For Isaac, there was more bad news. When he heard rumors that two of his acquaintances, Hirsh Zagatovtchik, another shoemaker in town, and Motel Tsirolnick, had been murdered, Isaac sought out Rabbi Pitsie Avram for more information. The rabbi confirmed what others had reported to him. Bandits burst into Hirsh Zagatovtchik’s home, relentlessly chasing him and trapping him in his courtyard. He turned over all the money that he had hidden to his pursuers, and then escaped while they were counting it. On Bathhouse Street, the murderers caught up with him. They slashed a bayonet through Hirsh’s head, but he was strong as an ox and did not die quickly. Three more assassins beat him to death using the butts of their rifles.IX

“What happened to Motel?” Isaac asked Pitsie Avram.

The rabbi told him that a Christian neighbor of Motel’s reported to a group of local bandits that Tsirolnick made a negative comment about the Ataman Zhelezniak. To make a personal example of Motel, Zhelezniak responded to the insult by hunting him down. The hetman then killed Motel by shooting him in the mouth.X

Isaac, devastated, returned home to his wife and daughters, who were still in shock after hearing about the Wilfond girl’s murder.

During the week Zhelezniak’s men occupied the town, they forced their way into Zaslawsky’s printer’s shop. The establishment on the hill was owned by the wealthiest man in town, whose son, David, was married to Rabbi Pitsie Avram’s youngest daughter, Havah. After breaking into the shop, bandits printed large anti-Semitic posters filled with poisonous lies about the Jews.

When the gang finally departed for Tarashcha, the Jews had no way of anticipating that the Red Army would inadvertently drive these killers back to Stavishche. Their most lethal raid caught everyone by surprise on the evening of June 15–16, 1919, when locals brutally assisted Zhelezniak’s mob in the attacks.

The two factions terrorizing the Jews of Stavishche clearly defined themselves by the weapons they chose to brutalize their victims with. Zhelezniak’s pogromchiks armed themselves with guns, rifles, and bayonets. Local peasant thugs who joined in the bloodbath attacked with farming tools, such as axes and pitchforks. Together they began by storming the street near the Stavishcha Inn, where Isaac, Rebecca, and their young daughters resided. They wildly smashed windows, axed down doors, and brutally murdered those not in hiding.

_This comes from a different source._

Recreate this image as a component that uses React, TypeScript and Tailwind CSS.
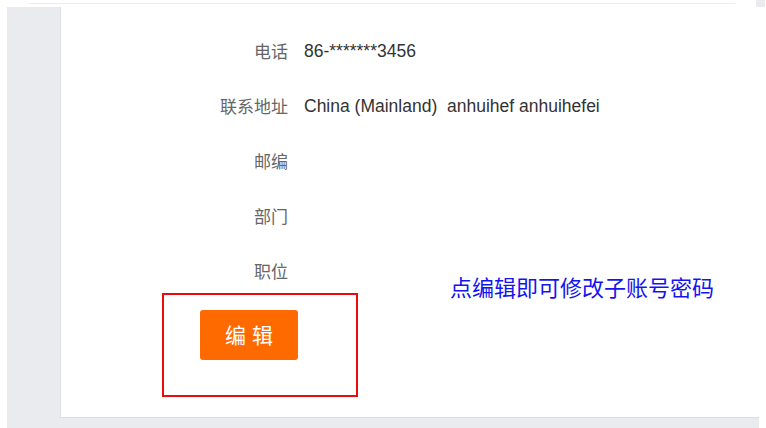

Isaac and Rebecca’s House: The Next Morning, June 16, 1919

From every corner the neighborhood was coming out of hiding, hugging and crying or screaming next to the victims of the pogrom. Rebecca and Isaac, who crawled out of the root cellar as soon as the violence stopped, ran quickly to their house. They opened the back door, which was still closed and intact, and rushed to their daughters’ bed.

Their legs froze in place, preparing for the worst. Rebecca felt an awful pit in her stomach, afraid of what horrible scene they might find. Instead, they found the girls safe in their bed; they slept through the night!

The violent mob passed over their house!

Rebecca looked at her husband. His cheeks had gone white. Hands shaking, he picked up Sunny, who stretched and smiled. Rebecca broke down and sobbed uncontrollably into Channa’s long, brown hair. Confused, the girls looked around with wide eyes. The children, unintentionally left alone in their bed as their worried parents feared for their lives, were oblivious to what had happened.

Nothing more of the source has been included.